A breakthrough may have occurred in June 2014 however, after the Mauritian Government proposed to the new Indian Government that it will approve a stringent limitation of benefits clause in a revised India-Mauritius double tax treaty, and will exchange information on persons applying to be registered in the territory with Indian authorities automatically.
Mauritian Prime Minister Navin Ramgoolam made the pledge during his visit to India to attend the swearing-in ceremony of India's 15th Prime Minister, Narendra Modi. He said: "There must be a quick resolution to resolve all issues related to the double tax avoidance agreement between the two countries."
In addition, Mauritius has pledged to vet companies registering in the territory to ensure that they meet well-defined criteria, in particular that they should be registering for a legitimate business purpose, and that there should be commercial value and economic substance linked to the choice of Mauritius as a business location.
In return, Ramgoolam said India should encourage businesses to use the financial sector of Mauritius by mobilizing funds on favorable terms and conditions for financing major infrastructural projects.

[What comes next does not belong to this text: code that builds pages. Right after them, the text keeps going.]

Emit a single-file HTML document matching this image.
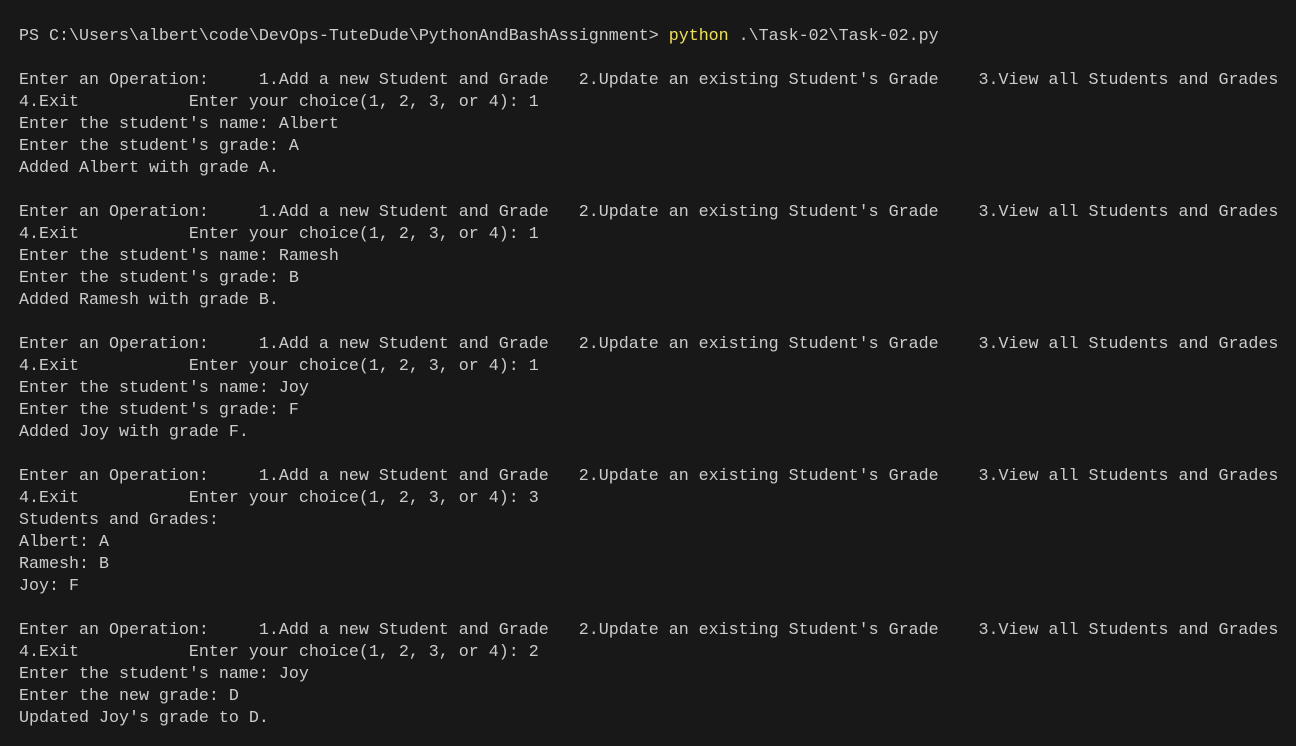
<!DOCTYPE html>
<html><head><meta charset="utf-8"><style>
html,body{margin:0;padding:0;background:#181818;width:1296px;height:746px;overflow:hidden}
pre{margin:0;padding:26px 0 0 19px;font-family:"Liberation Mono",monospace;font-size:16.67px;line-height:22px;color:#cccccc;white-space:pre}
.y{color:#f1e05a}
</style></head><body><pre>PS C:\Users\albert\code\DevOps-TuteDude\PythonAndBashAssignment&gt; <span class="y">python</span> .\Task-02\Task-02.py

Enter an Operation:     1.Add a new Student and Grade   2.Update an existing Student's Grade    3.View all Students and Grades
4.Exit           Enter your choice(1, 2, 3, or 4): 1
Enter the student's name: Albert
Enter the student's grade: A
Added Albert with grade A.

Enter an Operation:     1.Add a new Student and Grade   2.Update an existing Student's Grade    3.View all Students and Grades
4.Exit           Enter your choice(1, 2, 3, or 4): 1
Enter the student's name: Ramesh
Enter the student's grade: B
Added Ramesh with grade B.

Enter an Operation:     1.Add a new Student and Grade   2.Update an existing Student's Grade    3.View all Students and Grades
4.Exit           Enter your choice(1, 2, 3, or 4): 1
Enter the student's name: Joy
Enter the student's grade: F
Added Joy with grade F.

Enter an Operation:     1.Add a new Student and Grade   2.Update an existing Student's Grade    3.View all Students and Grades
4.Exit           Enter your choice(1, 2, 3, or 4): 3
Students and Grades:
Albert: A
Ramesh: B
Joy: F

Enter an Operation:     1.Add a new Student and Grade   2.Update an existing Student's Grade    3.View all Students and Grades
4.Exit           Enter your choice(1, 2, 3, or 4): 2
Enter the student's name: Joy
Enter the new grade: D
Updated Joy's grade to D.</pre></body></html>
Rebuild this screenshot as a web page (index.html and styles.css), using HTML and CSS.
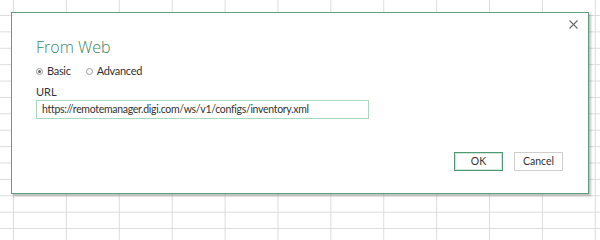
FILE: index.html
```html
<!DOCTYPE html>
<html>
<head>
<meta charset="utf-8">
<link rel="stylesheet" href="styles.css">
</head>
<body>
<div class="sheet">
  <div class="dialog">
    <button class="close" aria-label="Close">
      <svg width="9" height="9" viewBox="0 0 9 9"><path d="M0.5 0.5 L8.5 8.5 M8.5 0.5 L0.5 8.5" stroke="#6b6b6b" stroke-width="1.1" fill="none"/></svg>
    </button>
    <h1 class="title">From Web</h1>
    <div class="radios">
      <label class="radio"><span class="dot checked"></span>Basic</label>
      <label class="radio"><span class="dot"></span>Advanced</label>
    </div>
    <div class="field-label">URL</div>
    <div class="input">https://remotemanager.digi.com/ws/v1/configs/inventory.xml</div>
    <div class="actions">
      <button class="btn primary">OK</button>
      <button class="btn">Cancel</button>
    </div>
  </div>
</div>
</body>
</html>
```
FILE: styles.css
```css
html, body {
  margin: 0;
  padding: 0;
}
body {
  width: 600px;
  height: 208px;
  overflow: hidden;
  background-color: #ffffff;
  background-image:
    linear-gradient(to right, #dcdcdc 1px, transparent 1px),
    linear-gradient(to bottom, #dcdcdc 1px, transparent 1px);
  background-size: 52.9px 16.4px, 52.9px 16.4px;
  background-position: 13px 0, 0 15px;
  font-family: Lato, "Noto Sans", sans-serif;
  color: #333;
}
.sheet {
  padding: 12px 0 0 11px;
}
.dialog {
  position: relative;
  box-sizing: border-box;
  width: 578px;
  height: 182px;
  background: #fff;
  border: 1px solid #5f9e7e;
  box-shadow: 2px 2px 2px rgba(0,0,0,0.25);
  padding: 24px 25px 0 24px;
}
.close {
  position: absolute;
  top: 6px;
  right: 9px;
  width: 11px;
  height: 11px;
  padding: 1px;
  border: 0;
  background: transparent;
  display: flex;
  align-items: center;
  justify-content: center;
}
.title {
  margin: 0;
  font-family: "Open Sans", "Noto Sans", sans-serif;
  font-weight: 300;
  font-size: 16px;
  line-height: 20px;
  color: #3a8765;
}
.radios {
  display: flex;
  gap: 15px;
  margin-top: 7px;
  font-size: 11px;
  letter-spacing: -0.3px;
  line-height: 14px;
  color: #333;
}
.radio {
  display: flex;
  align-items: center;
  gap: 4px;
}
.dot {
  box-sizing: border-box;
  width: 7px;
  height: 7px;
  border: 1px solid #9a9a9a;
  border-radius: 50%;
  display: inline-flex;
  align-items: center;
  justify-content: center;
}
.dot.checked::after {
  content: "";
  width: 3px;
  height: 3px;
  border-radius: 50%;
  background: #666;
}
.field-label {
  margin-top: 7px;
  font-size: 11px;
  line-height: 13px;
  color: #333;
}
.input {
  box-sizing: border-box;
  margin-top: 2px;
  width: 333px;
  height: 19px;
  border: 1px solid #a9d8bf;
  padding: 0 5px;
  font-size: 10.5px;
  letter-spacing: -0.3px;
  line-height: 17px;
  color: #333;
  white-space: nowrap;
}
.actions {
  display: flex;
  justify-content: flex-end;
  gap: 11px;
  margin-top: 33px;
}
.btn {
  box-sizing: border-box;
  width: 49px;
  height: 19px;
  padding: 0;
  background: #fff;
  border: 1px solid #cfcfcf;
  font-family: Lato, "Noto Sans", sans-serif;
  font-size: 10.5px;
  line-height: 17px;
  color: #333;
}
.btn.primary {
  border: 1px solid #4f9a74;
  box-shadow: inset 0 0 0 1px #cfe6d8;
}
```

The OECD and certain jurisdictions seem determined to drive through changes to standard tax treaty wording that will reduce opportunities for tax treaty shopping and other treaty-related avoidance activities. However, as respondents to the various consultations released over the past year or so warn, this is not a matter that should be approached lightly by the authorities as change carries with it the considerable risk of disrupting global trade and investment flows. This is an issue therefore that taxpayers affected by potential changes should monitor closely.